Here again our other senses must assist us, notwithstanding in this chapter we shall be more confined to what is communicated to the eye by rays of light; and tho' things must now be consider'd as appearances only; produced and made out merely by means of lights, shades, and colours.
By the various circumstances of which, every one knows we have represented on the flat surface of the looking-glass, pictures equal to the originals reflected by it. The painter too, by proper dispositions of lights, shades, and colours, on his canvas, will raise the like ideas. Even prints, by means of lights and shades alone, will perfectly inform the eye of every shape and distance whatsoever, in which even lines must be consider'd as narrow parts of shade, a number of them, drawn or engrav'd neatly side by side, called hatching, serve as shades in prints, and when they are artfully managed, are a kind of pleasing succedaneum to the delicacy of nature's.
Could mezzo-tinto prints be wrought as accurately as those with the graver, they would come nearest to nature, because they are done without strokes or lines.
I have often thought that a landskip, in the process of this way of representing it, doth a little resemble the first coming on of day. The copper-plate it is done upon, when the artist first takes it into hand, is wrought all over with an edg'd-tool, so as to make it print one even black, like night: and his whole work after this, is merely introducing the lights into it; which he does by scraping off the rough grain according to his design, artfully smoothing it most where light is most required: but as he proceeds in burnishing the lights, and clearing up the shades, he is obliged to take off frequent impressions to prove the progress of the work, so that each proof appears like the different times of a foggy morning, till one becomes so finish'd as to be distinct and clear enough to imitate a day-light piece.

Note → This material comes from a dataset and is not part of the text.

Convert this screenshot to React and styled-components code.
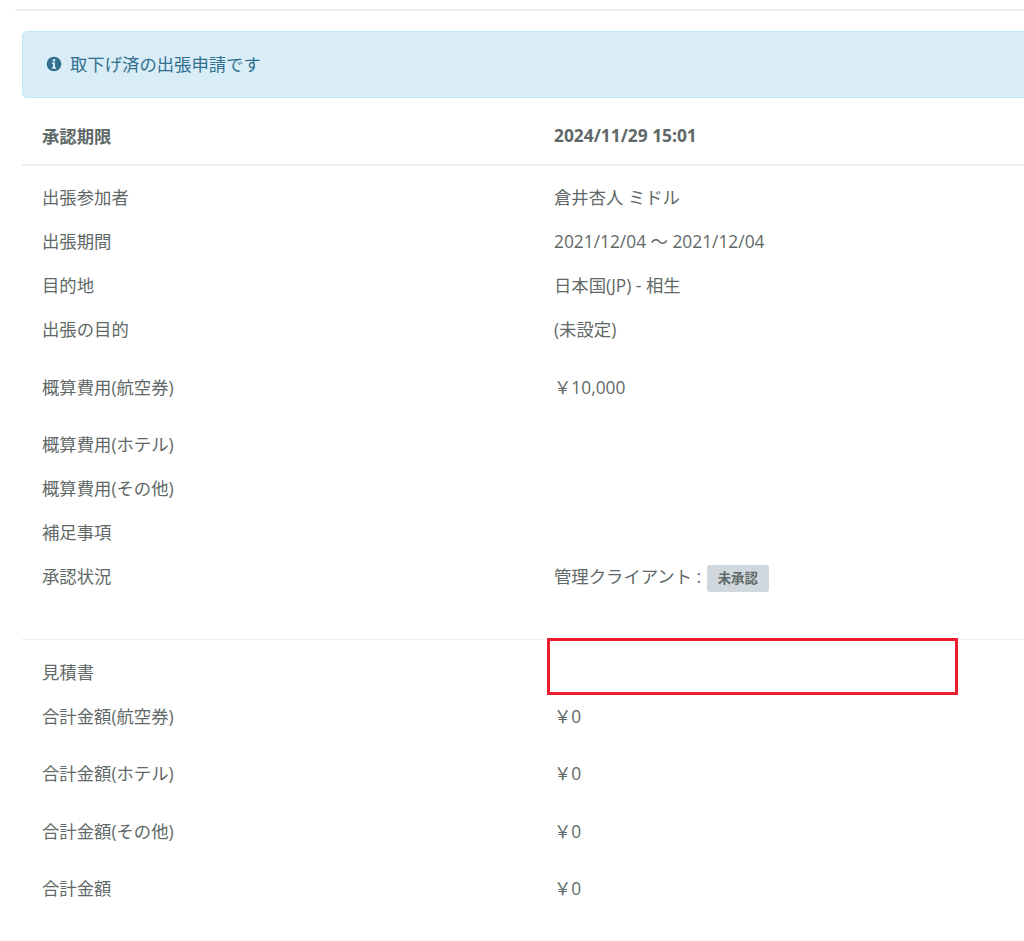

I have given this description because I think the whole operation, in the simplest manner, shews what lights and shades alone will do.
As light must always be supposed, I need only speak of such privations of it as are called shades or shadows, wherein I shall endeavour to point out and regularly describe a certain order and arrangement in their appearance, in which order we may conceive different kinds of softnings and modulations of the rays of light which are said to fall upon the eye from every object it sees, and to cause those more or less-pleasing vibrations of the optic nerves, which serve to inform the mind concerning every different shape or figure that presents itself.
The best light for seeing the shadows of objects truly, is, that which comes in at a common sized window, where the sun doth not shine; I shall therefore speak of their order as seen by this kind of light: and shall take the liberty in the present and following chapter, to consider colours but as variegated shades, which together with common shades, will now be divided into two general parts or branches.
The first we shall call prime tints, by which is meant any colour or colours on the surfaces of objects; and the use we shall make of these different hues will be to consider them as shades to one another. Thus gold is a shade to silver, &c. exclusive of those additional shades which may be made in any degree by the privation of light.
The second branch may be called retiring shades, which gradate or go off by degrees, as figs. [84 and 85 T p. II]. These shades, as they vary more or less, produce beauty, whether they are occasioned by the privation of light, or made by the pencilings of art or nature.